Required work: Your task is to repeat the lines below exactly, excluding any pictures they contain.

Supplied data:
[BEGIN]
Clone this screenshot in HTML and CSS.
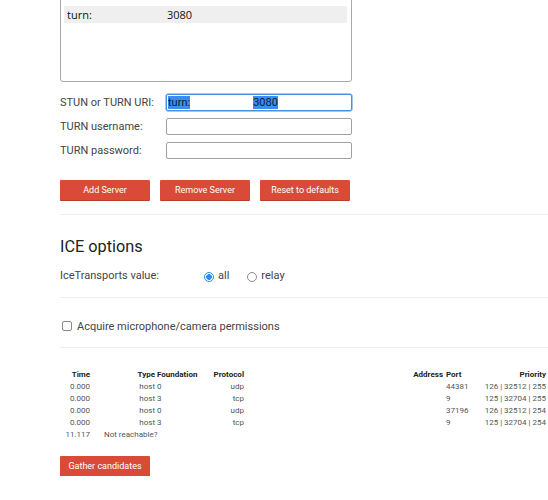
FILE: index.html
```html
<!DOCTYPE html>
<html>
<head>
<meta charset="utf-8">
<link rel="stylesheet" href="styles.css">
</head>
<body>
<div class="page">
  <div class="listbox">
    <div class="option"><span class="opt-a">turn:</span><span class="opt-b">3080</span></div>
  </div>

  <div class="form">
    <div class="row">
      <label class="label">STUN or TURN URI:</label>
      <div class="input focused"><span class="sel">turn:</span><span class="sel sel-b">3080</span></div>
    </div>
    <div class="row">
      <label class="label">TURN username:</label>
      <div class="input"></div>
    </div>
    <div class="row">
      <label class="label">TURN password:</label>
      <div class="input"></div>
    </div>
  </div>

  <div class="buttons">
    <button class="btn">Add Server</button>
    <button class="btn">Remove Server</button>
    <button class="btn">Reset to defaults</button>
  </div>

  <div class="divider first"></div>

  <h2 class="title">ICE options</h2>
  <div class="ice-row">
    <span class="ice-label">IceTransports value:</span>
    <span class="radio checked"></span><span class="radio-text">all</span>
    <span class="radio"></span><span class="radio-text">relay</span>
  </div>

  <div class="divider d2"></div>

  <div class="check-row">
    <span class="checkbox"></span><span class="check-text">Acquire microphone/camera permissions</span>
  </div>

  <div class="divider d3"></div>

  <table class="cands">
    <colgroup>
      <col class="c-time"><col class="c-comp"><col class="c-type"><col class="c-found"><col class="c-proto"><col class="c-addr"><col class="c-port"><col class="c-prio">
    </colgroup>
    <thead>
      <tr><th class="r">Time</th><th></th><th class="r">Type</th><th class="l">Foundation</th><th class="r">Protocol</th><th class="r addr">Address</th><th class="l">Port</th><th class="r prio">Priority</th></tr>
    </thead>
    <tbody>
      <tr><td class="r">0.000</td><td></td><td class="r">host</td><td class="l">0</td><td class="r">udp</td><td></td><td class="l">44381</td><td class="r prio">126 | 32512 | 255</td></tr>
      <tr><td class="r">0.000</td><td></td><td class="r">host</td><td class="l">3</td><td class="r">tcp</td><td></td><td class="l">9</td><td class="r prio">125 | 32704 | 255</td></tr>
      <tr><td class="r">0.000</td><td></td><td class="r">host</td><td class="l">0</td><td class="r">udp</td><td></td><td class="l">37196</td><td class="r prio">126 | 32512 | 254</td></tr>
      <tr><td class="r">0.000</td><td></td><td class="r">host</td><td class="l">3</td><td class="r">tcp</td><td></td><td class="l">9</td><td class="r prio">125 | 32704 | 254</td></tr>
      <tr><td class="r">11.117</td><td></td><td class="l" colspan="6">Not reachable?</td></tr>
    </tbody>
  </table>

  <button class="btn gather">Gather candidates</button>
</div>
</body>
</html>
```

FILE: styles.css
```css
html, body {
  margin: 0;
  padding: 0;
  background: #fff;
  overflow: hidden;
}
body {
  font-family: Roboto, "Liberation Sans", sans-serif;
  color: #444;
}
.page {
  padding-left: 60px;
  width: 488px;
}
.listbox {
  box-sizing: border-box;
  margin-top: -4px;
  height: 86px;
  width: 292px;
  border: 1px solid #a9a9a9;
  border-radius: 3px;
  padding: 9px 4px 0 3px;
}
.option {
  display: flex;
  height: 17px;
  align-items: center;
  background: #efefef;
  font-family: "Open Sans", sans-serif;
  font-size: 11px;
  color: #111;
  padding-left: 3px;
}
.opt-a {
  width: 100px;
}
.form {
  margin-top: 12px;
  display: flex;
  flex-direction: column;
  gap: 7px;
}
.row {
  display: flex;
  align-items: center;
  height: 17px;
}
.label {
  width: 106px;
  font-size: 11px;
  color: #444;
}
.input {
  box-sizing: border-box;
  width: 186px;
  height: 17px;
  border: 1px solid #a0a0a0;
  border-radius: 2px;
  display: flex;
  align-items: center;
  padding-left: 1px;
  font-size: 11px;
}
.input.focused {
  border-color: #4a90e2;
  box-shadow: 0 0 0 0.5px #4a90e2;
}
.sel {
  background: #3b8ef0;
  color: #0d1b3a;
  line-height: 13px;
}
.sel-b {
  margin-left: 63px;
}
.buttons {
  margin-top: 21px;
  display: flex;
  gap: 10px;
}
.btn {
  box-sizing: border-box;
  width: 90px;
  height: 20px;
  border: none;
  border-radius: 1px;
  background: #d94a38;
  box-shadow: 0 1px 0 #b83c2d;
  color: #fff;
  font-family: Roboto, sans-serif;
  font-size: 9px;
  padding: 0;
  margin: 0;
}
.divider {
  height: 1px;
  background: #ededed;
  margin-right: -10px;
}
.divider.first {
  margin-top: 14px;
}
.title {
  margin: 22px 0 0 0;
  font-size: 16.3px;
  line-height: 20px;
  font-weight: 400;
  color: #222;
}
.ice-row {
  margin-top: 12px;
  display: flex;
  align-items: center;
  height: 14px;
  font-size: 11px;
  line-height: 14px;
}
.ice-label {
  width: 144px;
}
.radio {
  box-sizing: border-box;
  width: 10px;
  height: 10px;
  border-radius: 50%;
  border: 1px solid #8a8a8a;
  margin-right: 4px;
  margin-top: 2px;
}
.radio.checked {
  border: 1px solid #2c8ee8;
  background: radial-gradient(circle, #2c8ee8 0 2.6px, #fff 3.1px);
}
.radio-text {
  margin-right: 18px;
}
.divider.d2 {
  margin-top: 14px;
}
.check-row {
  margin-top: 21px;
  height: 14px;
  display: flex;
  align-items: center;
  padding-left: 2px;
  font-size: 11px;
}
.checkbox {
  box-sizing: border-box;
  width: 10px;
  height: 10px;
  border: 1px solid #8a8a8a;
  border-radius: 2px;
  margin-right: 5px;
}
.divider.d3 {
  margin-top: 14px;
}
.cands {
  margin-top: 21px;
  width: 488px;
  table-layout: fixed;
  border-collapse: collapse;
  font-size: 8px;
}
.c-time { width: 31px; }
.c-comp { width: 12px; }
.c-type { width: 53px; }
.c-found { width: 42px; }
.c-proto { width: 47px; }
.c-addr { width: 200px; }
.c-port { width: 21px; }
.c-prio { width: 82px; }
.cands th, .cands td {
  height: 12px;
  padding: 0 1px;
  line-height: 12px;
  white-space: nowrap;
  overflow: visible;
}
.cands th {
  font-weight: 700;
  color: #222;
}
.cands td {
  color: #555;
}
.r { text-align: right; }
.l { text-align: left; }
.addr { padding-right: 2px !important; }
.prio { padding-right: 2px !important; }
.gather {
  display: block;
  margin-top: 15px;
}
```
[END]
Exercise answer:
Clone this screenshot in HTML and CSS.
FILE: index.html
```html
<!DOCTYPE html>
<html>
<head>
<meta charset="utf-8">
<link rel="stylesheet" href="styles.css">
</head>
<body>
<div class="page">
  <div class="listbox">
    <div class="option"><span class="opt-a">turn:</span><span class="opt-b">3080</span></div>
  </div>

  <div class="form">
    <div class="row">
      <label class="label">STUN or TURN URI:</label>
      <div class="input focused"><span class="sel">turn:</span><span class="sel sel-b">3080</span></div>
    </div>
    <div class="row">
      <label class="label">TURN username:</label>
      <div class="input"></div>
    </div>
    <div class="row">
      <label class="label">TURN password:</label>
      <div class="input"></div>
    </div>
  </div>

  <div class="buttons">
    <button class="btn">Add Server</button>
    <button class="btn">Remove Server</button>
    <button class="btn">Reset to defaults</button>
  </div>

  <div class="divider first"></div>

  <h2 class="title">ICE options</h2>
  <div class="ice-row">
    <span class="ice-label">IceTransports value:</span>
    <span class="radio checked"></span><span class="radio-text">all</span>
    <span class="radio"></span><span class="radio-text">relay</span>
  </div>

  <div class="divider d2"></div>

  <div class="check-row">
    <span class="checkbox"></span><span class="check-text">Acquire microphone/camera permissions</span>
  </div>

  <div class="divider d3"></div>

  <table class="cands">
    <colgroup>
      <col class="c-time"><col class="c-comp"><col class="c-type"><col class="c-found"><col class="c-proto"><col class="c-addr"><col class="c-port"><col class="c-prio">
    </colgroup>
    <thead>
      <tr><th class="r">Time</th><th></th><th class="r">Type</th><th class="l">Foundation</th><th class="r">Protocol</th><th class="r addr">Address</th><th class="l">Port</th><th class="r prio">Priority</th></tr>
    </thead>
    <tbody>
      <tr><td class="r">0.000</td><td></td><td class="r">host</td><td class="l">0</td><td class="r">udp</td><td></td><td class="l">44381</td><td class="r prio">126 | 32512 | 255</td></tr>
      <tr><td class="r">0.000</td><td></td><td class="r">host</td><td class="l">3</td><td class="r">tcp</td><td></td><td class="l">9</td><td class="r prio">125 | 32704 | 255</td></tr>
      <tr><td class="r">0.000</td><td></td><td class="r">host</td><td class="l">0</td><td class="r">udp</td><td></td><td class="l">37196</td><td class="r prio">126 | 32512 | 254</td></tr>
      <tr><td class="r">0.000</td><td></td><td class="r">host</td><td class="l">3</td><td class="r">tcp</td><td></td><td class="l">9</td><td class="r prio">125 | 32704 | 254</td></tr>
      <tr><td class="r">11.117</td><td></td><td class="l" colspan="6">Not reachable?</td></tr>
    </tbody>
  </table>

  <button class="btn gather">Gather candidates</button>
</div>
</body>
</html>
```

FILE: styles.css
```css
html, body {
  margin: 0;
  padding: 0;
  background: #fff;
  overflow: hidden;
}
body {
  font-family: Roboto, "Liberation Sans", sans-serif;
  color: #444;
}
.page {
  padding-left: 60px;
  width: 488px;
}
.listbox {
  box-sizing: border-box;
  margin-top: -4px;
  height: 86px;
  width: 292px;
  border: 1px solid #a9a9a9;
  border-radius: 3px;
  padding: 9px 4px 0 3px;
}
.option {
  display: flex;
  height: 17px;
  align-items: center;
  background: #efefef;
  font-family: "Open Sans", sans-serif;
  font-size: 11px;
  color: #111;
  padding-left: 3px;
}
.opt-a {
  width: 100px;
}
.form {
  margin-top: 12px;
  display: flex;
  flex-direction: column;
  gap: 7px;
}
.row {
  display: flex;
  align-items: center;
  height: 17px;
}
.label {
  width: 106px;
  font-size: 11px;
  color: #444;
}
.input {
  box-sizing: border-box;
  width: 186px;
  height: 17px;
  border: 1px solid #a0a0a0;
  border-radius: 2px;
  display: flex;
  align-items: center;
  padding-left: 1px;
  font-size: 11px;
}
.input.focused {
  border-color: #4a90e2;
  box-shadow: 0 0 0 0.5px #4a90e2;
}
.sel {
  background: #3b8ef0;
  color: #0d1b3a;
  line-height: 13px;
}
.sel-b {
  margin-left: 63px;
}
.buttons {
  margin-top: 21px;
  display: flex;
  gap: 10px;
}
.btn {
  box-sizing: border-box;
  width: 90px;
  height: 20px;
  border: none;
  border-radius: 1px;
  background: #d94a38;
  box-shadow: 0 1px 0 #b83c2d;
  color: #fff;
  font-family: Roboto, sans-serif;
  font-size: 9px;
  padding: 0;
  margin: 0;
}
.divider {
  height: 1px;
  background: #ededed;
  margin-right: -10px;
}
.divider.first {
  margin-top: 14px;
}
.title {
  margin: 22px 0 0 0;
  font-size: 16.3px;
  line-height: 20px;
  font-weight: 400;
  color: #222;
}
.ice-row {
  margin-top: 12px;
  display: flex;
  align-items: center;
  height: 14px;
  font-size: 11px;
  line-height: 14px;
}
.ice-label {
  width: 144px;
}
.radio {
  box-sizing: border-box;
  width: 10px;
  height: 10px;
  border-radius: 50%;
  border: 1px solid #8a8a8a;
  margin-right: 4px;
  margin-top: 2px;
}
.radio.checked {
  border: 1px solid #2c8ee8;
  background: radial-gradient(circle, #2c8ee8 0 2.6px, #fff 3.1px);
}
.radio-text {
  margin-right: 18px;
}
.divider.d2 {
  margin-top: 14px;
}
.check-row {
  margin-top: 21px;
  height: 14px;
  display: flex;
  align-items: center;
  padding-left: 2px;
  font-size: 11px;
}
.checkbox {
  box-sizing: border-box;
  width: 10px;
  height: 10px;
  border: 1px solid #8a8a8a;
  border-radius: 2px;
  margin-right: 5px;
}
.divider.d3 {
  margin-top: 14px;
}
.cands {
  margin-top: 21px;
  width: 488px;
  table-layout: fixed;
  border-collapse: collapse;
  font-size: 8px;
}
.c-time { width: 31px; }
.c-comp { width: 12px; }
.c-type { width: 53px; }
.c-found { width: 42px; }
.c-proto { width: 47px; }
.c-addr { width: 200px; }
.c-port { width: 21px; }
.c-prio { width: 82px; }
.cands th, .cands td {
  height: 12px;
  padding: 0 1px;
  line-height: 12px;
  white-space: nowrap;
  overflow: visible;
}
.cands th {
  font-weight: 700;
  color: #222;
}
.cands td {
  color: #555;
}
.r { text-align: right; }
.l { text-align: left; }
.addr { padding-right: 2px !important; }
.prio { padding-right: 2px !important; }
.gather {
  display: block;
  margin-top: 15px;
}
```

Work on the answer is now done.